Problem requirements:
Of all the lines in the material below, how many include the string "that"? Give the number only.

Exercise materials:

◇ ◇ ◇ ◇ ◇

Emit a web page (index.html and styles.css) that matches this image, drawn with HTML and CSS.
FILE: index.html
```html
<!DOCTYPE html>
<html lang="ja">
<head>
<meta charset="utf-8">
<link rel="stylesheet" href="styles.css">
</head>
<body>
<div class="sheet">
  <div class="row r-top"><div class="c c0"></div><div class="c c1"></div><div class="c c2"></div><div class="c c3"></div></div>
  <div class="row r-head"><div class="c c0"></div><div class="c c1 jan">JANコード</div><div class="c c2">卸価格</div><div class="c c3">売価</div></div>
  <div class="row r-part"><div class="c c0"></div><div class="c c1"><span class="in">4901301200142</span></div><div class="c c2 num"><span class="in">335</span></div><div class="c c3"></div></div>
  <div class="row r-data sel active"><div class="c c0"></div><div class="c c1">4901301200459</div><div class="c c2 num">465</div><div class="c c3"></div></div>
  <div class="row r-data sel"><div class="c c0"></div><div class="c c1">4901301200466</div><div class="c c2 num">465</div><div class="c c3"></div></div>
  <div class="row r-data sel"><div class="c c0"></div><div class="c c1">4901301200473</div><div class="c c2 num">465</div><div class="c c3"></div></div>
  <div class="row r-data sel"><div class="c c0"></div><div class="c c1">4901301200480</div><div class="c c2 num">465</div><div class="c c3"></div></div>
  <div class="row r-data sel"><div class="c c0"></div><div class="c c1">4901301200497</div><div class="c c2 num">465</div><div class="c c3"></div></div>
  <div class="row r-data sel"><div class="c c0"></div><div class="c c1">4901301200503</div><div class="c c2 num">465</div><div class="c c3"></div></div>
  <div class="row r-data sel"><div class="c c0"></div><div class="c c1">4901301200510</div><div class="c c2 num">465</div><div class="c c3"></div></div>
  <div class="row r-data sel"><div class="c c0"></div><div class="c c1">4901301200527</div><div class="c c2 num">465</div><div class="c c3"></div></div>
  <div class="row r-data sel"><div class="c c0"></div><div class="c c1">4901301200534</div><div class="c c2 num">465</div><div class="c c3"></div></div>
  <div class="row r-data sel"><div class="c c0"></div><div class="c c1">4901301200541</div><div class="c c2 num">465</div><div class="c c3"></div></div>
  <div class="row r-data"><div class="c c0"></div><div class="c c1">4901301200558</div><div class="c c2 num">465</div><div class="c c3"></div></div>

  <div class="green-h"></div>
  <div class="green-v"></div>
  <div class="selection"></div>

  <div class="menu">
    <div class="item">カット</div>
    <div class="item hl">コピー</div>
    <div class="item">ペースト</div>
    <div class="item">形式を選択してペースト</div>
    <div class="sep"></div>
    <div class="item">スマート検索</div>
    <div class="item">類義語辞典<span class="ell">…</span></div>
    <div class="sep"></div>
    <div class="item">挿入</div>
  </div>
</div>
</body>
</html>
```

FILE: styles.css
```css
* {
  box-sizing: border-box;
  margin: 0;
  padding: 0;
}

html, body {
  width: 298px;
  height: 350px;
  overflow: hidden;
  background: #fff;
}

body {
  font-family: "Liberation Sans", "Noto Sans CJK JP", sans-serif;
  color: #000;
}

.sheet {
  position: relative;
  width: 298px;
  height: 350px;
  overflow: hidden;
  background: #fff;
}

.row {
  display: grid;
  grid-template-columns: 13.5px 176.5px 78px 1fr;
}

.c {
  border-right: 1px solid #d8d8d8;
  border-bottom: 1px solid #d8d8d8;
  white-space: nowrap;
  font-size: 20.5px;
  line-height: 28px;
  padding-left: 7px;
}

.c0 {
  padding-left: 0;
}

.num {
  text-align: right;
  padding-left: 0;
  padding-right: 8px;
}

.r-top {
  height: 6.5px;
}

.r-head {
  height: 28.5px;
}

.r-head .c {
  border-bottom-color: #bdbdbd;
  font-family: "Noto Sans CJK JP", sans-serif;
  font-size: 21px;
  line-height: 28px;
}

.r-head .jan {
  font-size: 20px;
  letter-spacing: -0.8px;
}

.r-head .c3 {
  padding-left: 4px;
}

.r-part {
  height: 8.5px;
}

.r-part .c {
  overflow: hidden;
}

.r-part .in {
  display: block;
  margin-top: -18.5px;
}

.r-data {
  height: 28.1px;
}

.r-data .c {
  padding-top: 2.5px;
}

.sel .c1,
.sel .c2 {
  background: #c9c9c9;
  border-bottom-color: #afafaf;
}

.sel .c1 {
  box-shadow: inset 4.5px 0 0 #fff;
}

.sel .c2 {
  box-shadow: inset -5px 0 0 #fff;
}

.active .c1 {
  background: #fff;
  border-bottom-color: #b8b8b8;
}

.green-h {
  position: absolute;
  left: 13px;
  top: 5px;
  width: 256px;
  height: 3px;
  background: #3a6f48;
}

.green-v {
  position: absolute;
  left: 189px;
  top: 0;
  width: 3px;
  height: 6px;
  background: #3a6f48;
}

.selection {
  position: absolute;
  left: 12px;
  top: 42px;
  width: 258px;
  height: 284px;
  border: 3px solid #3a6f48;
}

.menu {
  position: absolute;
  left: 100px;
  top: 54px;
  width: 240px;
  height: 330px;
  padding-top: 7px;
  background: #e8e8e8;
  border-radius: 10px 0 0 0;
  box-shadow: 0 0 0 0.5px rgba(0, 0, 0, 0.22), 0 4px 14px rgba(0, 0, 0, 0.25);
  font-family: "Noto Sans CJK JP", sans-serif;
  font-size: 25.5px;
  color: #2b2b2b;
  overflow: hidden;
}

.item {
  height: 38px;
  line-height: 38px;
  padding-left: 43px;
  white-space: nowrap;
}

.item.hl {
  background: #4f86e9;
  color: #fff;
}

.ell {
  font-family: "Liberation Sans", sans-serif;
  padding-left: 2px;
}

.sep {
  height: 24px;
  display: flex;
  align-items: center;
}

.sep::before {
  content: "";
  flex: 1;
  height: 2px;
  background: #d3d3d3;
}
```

◇ ◇ ◇ ◇ ◇

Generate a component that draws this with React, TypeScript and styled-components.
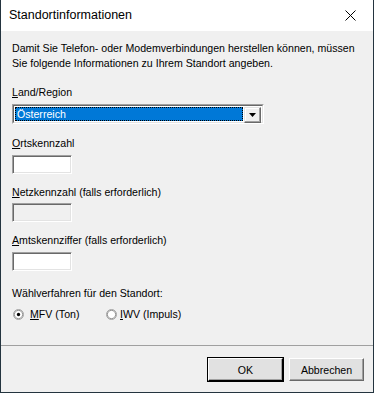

◇ ◇ ◇ ◇ ◇

Response:
2